*EXERCISE OBJECTIVE*: Extract all lines that hold the string "components".

*RECORDS PROVIDED*:
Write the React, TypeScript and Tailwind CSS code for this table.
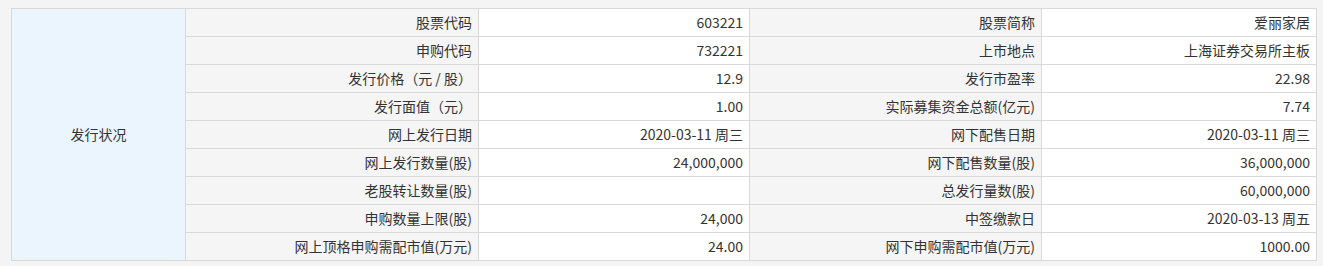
const rows: [string, string, string, string][] = [
  ["股票代码", "603221", "股票简称", "爱丽家居"],
  ["申购代码", "732221", "上市地点", "上海证券交易所主板"],
  ["发行价格（元 / 股）", "12.9", "发行市盈率", "22.98"],
  ["发行面值（元）", "1.00", "实际募集资金总额(亿元)", "7.74"],
  ["网上发行日期", "2020-03-11 周三", "网下配售日期", "2020-03-11 周三"],
  ["网上发行数量(股)", "24,000,000", "网下配售数量(股)", "36,000,000"],
  ["老股转让数量(股)", "", "总发行量数(股)", "60,000,000"],
  ["申购数量上限(股)", "24,000", "中签缴款日", "2020-03-13 周五"],
  ["网上顶格申购需配市值(万元)", "24.00", "网下申购需配市值(万元)", "1000.00"],
];

const cell = "border border-[#d9d9d9] h-[28px] px-[6px] text-right whitespace-nowrap";
const labelCell = `${cell} bg-[#f5f5f5]`;
const valueCell = `${cell} bg-white`;

export default function App() {
  return (
    <div
      className="w-[1323px] h-[266px] bg-[#f4f4f4] pt-[8px] pl-[11px] text-[14px] text-[#333]"
      style={{ fontFamily: '"Microsoft YaHei", "Noto Sans CJK SC", "Noto Sans", sans-serif' }}
    >
      <table className="border-collapse table-fixed w-[1305px]">
        <colgroup>
          <col className="w-[174px]" />
          <col className="w-[293px]" />
          <col className="w-[271px]" />
          <col className="w-[292px]" />
          <col className="w-[275px]" />
        </colgroup>
        <tbody>
          {rows.map((r, i) => (
            <tr key={i}>
              {i === 0 && (
                <td
                  rowSpan={rows.length}
                  className="border border-[#d9d9d9] bg-[#ebf5fe] text-center align-middle"
                >
                  发行状况
                </td>
              )}
              <td className={labelCell}>{r[0]}</td>
              <td className={valueCell}>{r[1]}</td>
              <td className={labelCell}>{r[2]}</td>
              <td className={valueCell}>{r[3]}</td>
            </tr>
          ))}
        </tbody>
      </table>
    </div>
  );
}
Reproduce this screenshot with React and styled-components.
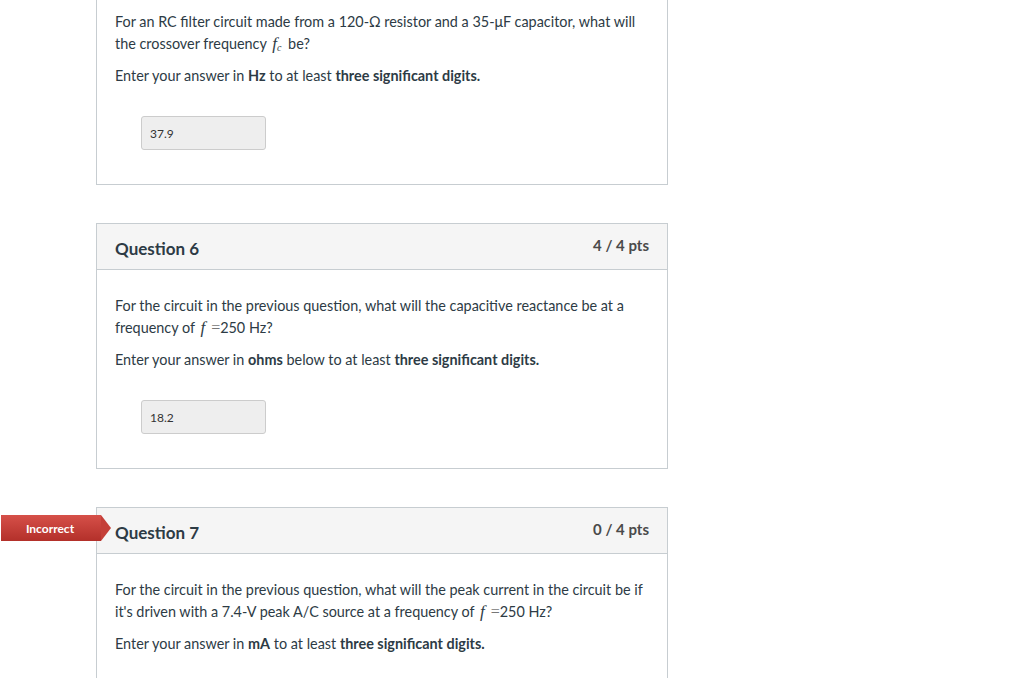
import styled, { createGlobalStyle } from "styled-components";

const GlobalStyle = createGlobalStyle`
  body {
    margin: 0;
    background: #fff;
    font-family: Lato, "Open Sans", sans-serif;
    color: #2d3b45;
  }
`;

const Page = styled.div`
  padding-left: 96px;
  height: 678px;
  overflow: hidden;
`;

const Card = styled.div`
  position: relative;
  width: 570px;
  border: 1px solid #c7cdd1;
  border-top: ${(p) => (p.$cut ? "none" : "1px solid #c7cdd1")};
  margin-bottom: 38px;
  background: #fff;
`;

const Header = styled.div`
  display: flex;
  justify-content: space-between;
  align-items: flex-start;
  height: 46px;
  padding: 0 18px;
  background: #f5f5f5;
  border-bottom: 1px solid #c7cdd1;
  box-sizing: border-box;
`;

const Title = styled.h2`
  margin: 14px 0 0;
  font-size: 17px;
  font-weight: 700;
  line-height: 22px;
`;

const Points = styled.div`
  margin-top: 10px;
  font-size: 15px;
  font-weight: 700;
  line-height: 22px;
  color: #4a4a4a;
`;

const Body = styled.div`
  padding: ${(p) => (p.$cut ? "11px" : "25px")} 18px 34px;
`;

const Para = styled.p`
  margin: 0 0 10px;
  font-size: 14.4px;
  line-height: 22px;
`;

const Var = styled.i`
  font-family: "Liberation Serif", serif;
  font-size: 17px;
  line-height: 0;
  margin: 0 3px 0 2px;
`;

const Sub = styled.sub`
  font-size: 10px;
  line-height: 0;
  vertical-align: -2px;
`;

const Eq = styled.span`
  font-family: "Liberation Serif", "DejaVu Serif", serif;
  font-size: 16px;
  line-height: 0;
  color: #777;
  margin-left: 3px;
`;

const Answer = styled.div`
  margin: 29px 0 0 26px;
  width: 125px;
  height: 34px;
  box-sizing: border-box;
  padding: 0 8px;
  display: flex;
  align-items: center;
  background: #eee;
  border: 1px solid #ccc;
  border-radius: 3px;
  font-size: 12px;
  color: #333;
`;

const Badge = styled.div`
  position: absolute;
  left: -96px;
  top: 7px;
  width: 100px;
  height: 26px;
  display: flex;
  align-items: center;
  justify-content: center;
  padding-right: 2px;
  box-sizing: border-box;
  background: linear-gradient(#d65049, #b3302a);
  color: #fff;
  font-size: 12px;
  font-weight: 700;

  &::after {
    content: "";
    position: absolute;
    right: -10px;
    top: 0;
    border-top: 13px solid transparent;
    border-bottom: 13px solid transparent;
    border-left: 10px solid #c43f38;
  }
`;

const Freq = () => (
  <>
    <Var>f</Var>
    <Eq>=</Eq>
    250 Hz?
  </>
);

export default function App() {
  return (
    <Page>
      <GlobalStyle />
      <Card $cut>
        <Body $cut>
          <Para>
            For an RC filter circuit made from a 120-Ω resistor and a 35-μF capacitor, what will the
            crossover frequency{" "}
            <Var>
              f<Sub>c</Sub>
            </Var>{" "}
            be?
          </Para>
          <Para>
            Enter your answer in <b>Hz</b> to at least <b>three significant digits.</b>
          </Para>
          <Answer>37.9</Answer>
        </Body>
      </Card>

      <Card>
        <Header>
          <Title>Question 6</Title>
          <Points>4 / 4 pts</Points>
        </Header>
        <Body>
          <Para>
            For the circuit in the previous question, what will the capacitive reactance be at a
            frequency of <Freq />
          </Para>
          <Para>
            Enter your answer in <b>ohms</b> below to at least <b>three significant digits.</b>
          </Para>
          <Answer>18.2</Answer>
        </Body>
      </Card>

      <Card>
        <Badge>Incorrect</Badge>
        <Header>
          <Title>Question 7</Title>
          <Points>0 / 4 pts</Points>
        </Header>
        <Body>
          <Para>
            For the circuit in the previous question, what will the peak current in the circuit be if
            it's driven with a 7.4-V peak A/C source at a frequency of <Freq />
          </Para>
          <Para>
            Enter your answer in <b>mA</b> to at least <b>three significant digits.</b>
          </Para>
        </Body>
      </Card>
    </Page>
  );
}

*ANSWER FOR THIS EXERCISE*:
Reproduce this screenshot with React and styled-components.
import styled, { createGlobalStyle } from "styled-components";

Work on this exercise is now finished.